Rachel Reeves will reportedly impose a property levy on homes worth more than £2m, hitting 100,000 properties with a new wealth tax that is expected to raise just £450m.
The Chancellor is in the final phase of Budget preparations, with measures expected to include some more complex changes to the UK tax regime as she looks to fill a £20bn fiscal hole.
The expected tax on homes worth over £2m will be seen as a raid on the wealthiest in the country.
The government previously considered applying the levy, which is set to change according to property prices, from homes worth £1.5m, according to The Times.
Plans were changed after concerns were raised around the prospect of hitting people who were cash-poor and disproportionately affecting home owners in London.
Revenue is set to be collected through council taxes and the existing system will be used for the charge by revaluing 2.4 million of the most valuable properties across bands F, G and H.
The Times has reported that just £450m will be raised through the special levy while analysts at the Office for Budget Responsibility (OBR) have reportedly warned the government against the effect of plans.
A source told the newspaper: “The OBR has factored in a behavioural response to this with a knock-on effect on the housing market. It has a wider impact.”
The levy is expected to be back-loaded in forecasts to 2028 after revaluations have been concluded.
It will feature heavily as part of Reeves’ ambition to target those with the “broadest shoulders” to fill her fiscal hole.
Reeves to add levy on foreign students
The Chancellor is also set to include a tax raid on international students to help support costs for Britons.

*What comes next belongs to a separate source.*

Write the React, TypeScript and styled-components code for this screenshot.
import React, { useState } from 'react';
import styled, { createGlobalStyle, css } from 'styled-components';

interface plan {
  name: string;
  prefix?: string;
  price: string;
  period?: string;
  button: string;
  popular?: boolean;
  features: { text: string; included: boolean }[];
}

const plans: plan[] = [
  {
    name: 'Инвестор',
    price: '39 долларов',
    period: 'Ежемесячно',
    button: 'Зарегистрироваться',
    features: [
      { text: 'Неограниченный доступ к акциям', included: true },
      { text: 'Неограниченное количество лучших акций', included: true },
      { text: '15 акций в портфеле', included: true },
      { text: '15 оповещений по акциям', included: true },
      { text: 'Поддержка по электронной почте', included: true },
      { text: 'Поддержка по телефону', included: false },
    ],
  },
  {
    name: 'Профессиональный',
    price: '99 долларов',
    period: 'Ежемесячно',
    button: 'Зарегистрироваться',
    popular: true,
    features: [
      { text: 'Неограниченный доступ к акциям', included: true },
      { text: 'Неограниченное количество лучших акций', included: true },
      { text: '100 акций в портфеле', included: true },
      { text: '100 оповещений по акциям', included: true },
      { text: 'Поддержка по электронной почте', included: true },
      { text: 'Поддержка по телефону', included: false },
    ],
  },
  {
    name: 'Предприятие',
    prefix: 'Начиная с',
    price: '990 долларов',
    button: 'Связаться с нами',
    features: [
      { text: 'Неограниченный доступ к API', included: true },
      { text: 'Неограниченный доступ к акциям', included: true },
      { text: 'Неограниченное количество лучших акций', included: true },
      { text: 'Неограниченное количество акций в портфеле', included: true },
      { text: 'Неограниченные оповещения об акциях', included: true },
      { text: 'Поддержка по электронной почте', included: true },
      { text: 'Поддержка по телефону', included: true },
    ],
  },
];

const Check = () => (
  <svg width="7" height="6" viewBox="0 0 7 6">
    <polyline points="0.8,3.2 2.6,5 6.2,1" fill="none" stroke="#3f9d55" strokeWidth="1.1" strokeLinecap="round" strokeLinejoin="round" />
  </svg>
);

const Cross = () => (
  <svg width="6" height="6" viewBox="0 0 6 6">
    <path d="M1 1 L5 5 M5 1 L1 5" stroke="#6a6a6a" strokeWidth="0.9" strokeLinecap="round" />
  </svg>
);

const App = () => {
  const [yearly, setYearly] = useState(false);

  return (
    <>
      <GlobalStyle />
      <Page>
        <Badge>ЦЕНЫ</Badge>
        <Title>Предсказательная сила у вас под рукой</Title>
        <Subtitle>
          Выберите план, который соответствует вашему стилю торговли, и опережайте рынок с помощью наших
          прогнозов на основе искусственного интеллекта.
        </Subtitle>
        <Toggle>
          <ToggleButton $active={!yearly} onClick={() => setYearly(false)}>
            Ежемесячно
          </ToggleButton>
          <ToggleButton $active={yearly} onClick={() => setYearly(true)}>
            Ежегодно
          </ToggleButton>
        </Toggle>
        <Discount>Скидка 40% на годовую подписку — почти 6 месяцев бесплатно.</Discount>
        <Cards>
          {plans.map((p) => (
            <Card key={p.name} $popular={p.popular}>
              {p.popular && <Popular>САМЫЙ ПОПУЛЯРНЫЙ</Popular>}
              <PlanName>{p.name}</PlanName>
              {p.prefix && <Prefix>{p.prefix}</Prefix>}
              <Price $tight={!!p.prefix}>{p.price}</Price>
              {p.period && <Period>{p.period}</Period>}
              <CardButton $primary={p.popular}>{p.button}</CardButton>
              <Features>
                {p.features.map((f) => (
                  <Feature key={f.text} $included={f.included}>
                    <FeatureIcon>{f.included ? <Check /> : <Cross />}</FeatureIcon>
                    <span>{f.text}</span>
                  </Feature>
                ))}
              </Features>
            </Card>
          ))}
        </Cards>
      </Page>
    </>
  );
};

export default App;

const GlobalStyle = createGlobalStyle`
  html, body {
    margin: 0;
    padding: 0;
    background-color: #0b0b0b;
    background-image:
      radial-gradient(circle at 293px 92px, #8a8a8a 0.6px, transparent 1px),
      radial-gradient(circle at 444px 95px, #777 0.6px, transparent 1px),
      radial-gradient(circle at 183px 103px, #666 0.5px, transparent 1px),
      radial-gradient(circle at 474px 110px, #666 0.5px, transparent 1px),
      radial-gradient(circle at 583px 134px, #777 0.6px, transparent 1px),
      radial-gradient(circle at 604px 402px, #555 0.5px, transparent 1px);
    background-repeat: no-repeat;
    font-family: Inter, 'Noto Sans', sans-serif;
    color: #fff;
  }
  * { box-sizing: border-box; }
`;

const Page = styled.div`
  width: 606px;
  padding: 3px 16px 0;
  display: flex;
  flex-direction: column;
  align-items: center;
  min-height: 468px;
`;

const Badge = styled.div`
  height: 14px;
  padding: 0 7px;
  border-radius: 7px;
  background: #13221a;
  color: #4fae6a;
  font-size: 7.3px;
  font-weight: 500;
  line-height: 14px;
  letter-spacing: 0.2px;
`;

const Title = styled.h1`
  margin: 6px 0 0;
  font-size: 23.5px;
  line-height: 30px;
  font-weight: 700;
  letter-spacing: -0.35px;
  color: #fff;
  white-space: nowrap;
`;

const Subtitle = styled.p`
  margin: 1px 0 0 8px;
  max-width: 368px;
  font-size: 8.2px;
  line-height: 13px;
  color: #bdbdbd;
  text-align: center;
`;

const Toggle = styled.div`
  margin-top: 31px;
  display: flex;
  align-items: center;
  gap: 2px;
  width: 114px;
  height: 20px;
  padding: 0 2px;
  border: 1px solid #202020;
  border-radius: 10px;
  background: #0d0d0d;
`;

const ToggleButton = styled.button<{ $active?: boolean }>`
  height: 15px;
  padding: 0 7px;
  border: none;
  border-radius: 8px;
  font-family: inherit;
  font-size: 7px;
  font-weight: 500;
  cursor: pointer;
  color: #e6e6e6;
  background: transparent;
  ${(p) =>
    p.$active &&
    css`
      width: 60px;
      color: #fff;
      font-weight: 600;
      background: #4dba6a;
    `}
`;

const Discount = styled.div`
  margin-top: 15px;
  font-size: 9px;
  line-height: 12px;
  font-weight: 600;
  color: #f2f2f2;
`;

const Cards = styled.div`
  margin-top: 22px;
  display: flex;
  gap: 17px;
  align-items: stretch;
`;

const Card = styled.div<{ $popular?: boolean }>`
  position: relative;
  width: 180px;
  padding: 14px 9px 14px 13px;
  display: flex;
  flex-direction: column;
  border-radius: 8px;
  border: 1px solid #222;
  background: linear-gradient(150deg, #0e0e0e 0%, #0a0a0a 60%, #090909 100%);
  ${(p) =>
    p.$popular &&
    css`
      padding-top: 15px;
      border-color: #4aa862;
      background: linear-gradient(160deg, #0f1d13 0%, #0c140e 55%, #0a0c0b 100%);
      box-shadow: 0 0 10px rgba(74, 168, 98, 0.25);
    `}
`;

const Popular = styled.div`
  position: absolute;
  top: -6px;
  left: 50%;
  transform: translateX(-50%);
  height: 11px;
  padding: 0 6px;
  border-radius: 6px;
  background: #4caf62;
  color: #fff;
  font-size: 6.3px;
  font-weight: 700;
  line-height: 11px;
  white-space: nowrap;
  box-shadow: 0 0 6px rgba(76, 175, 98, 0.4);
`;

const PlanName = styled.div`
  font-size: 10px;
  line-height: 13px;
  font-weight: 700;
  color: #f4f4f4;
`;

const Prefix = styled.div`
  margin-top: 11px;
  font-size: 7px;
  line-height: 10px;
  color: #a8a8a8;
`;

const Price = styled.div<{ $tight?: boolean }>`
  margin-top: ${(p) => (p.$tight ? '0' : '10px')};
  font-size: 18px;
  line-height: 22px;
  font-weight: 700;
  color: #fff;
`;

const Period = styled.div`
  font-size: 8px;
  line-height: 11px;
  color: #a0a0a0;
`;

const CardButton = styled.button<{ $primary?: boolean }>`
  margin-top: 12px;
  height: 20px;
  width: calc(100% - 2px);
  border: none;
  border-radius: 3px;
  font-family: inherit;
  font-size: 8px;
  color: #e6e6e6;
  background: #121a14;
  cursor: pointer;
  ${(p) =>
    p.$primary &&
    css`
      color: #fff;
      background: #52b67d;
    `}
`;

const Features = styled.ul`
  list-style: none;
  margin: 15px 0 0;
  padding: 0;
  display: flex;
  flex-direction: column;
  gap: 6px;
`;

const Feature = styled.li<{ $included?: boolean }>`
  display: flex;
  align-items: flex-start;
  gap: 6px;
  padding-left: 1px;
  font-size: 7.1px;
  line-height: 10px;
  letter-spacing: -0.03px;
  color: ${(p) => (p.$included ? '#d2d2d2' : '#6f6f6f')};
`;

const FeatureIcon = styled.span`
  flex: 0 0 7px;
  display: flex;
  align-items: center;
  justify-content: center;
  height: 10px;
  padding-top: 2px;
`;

The proposed 6 per cent tax on student fees has faced opposition from industry groups urging Reeves to prioritise growth at the Budget.
Bosses at the Confederation of British Industry (CBI) said the Chancellor should exclude the levy from her Budget plans and look for other ways to fill her fiscal hole, including by looking at more broad-based tax measures such as income tax.
Tax hikes on the wealthy and on foreign students will come as a surge in welfare spending will be confirmed.
The government has announced today that people on the full new state pension will receive £550 a year more due to the triple lock, which has meant the pension is rising in line with high wage growth of nearly 5 per cent.
Benefits are also set to be uprated with inflation while train fares will be frozen for the first time in 30 years.
The state handouts will cost billions of pounds more in the next financial year altogether.
This has come amid criticism the government has failed to reform the welfare system while economists at the Office for Budget Responsibility (OBR) have warned that the triple lock pension was an unsustainable policy for public finances in the face of an ageing population.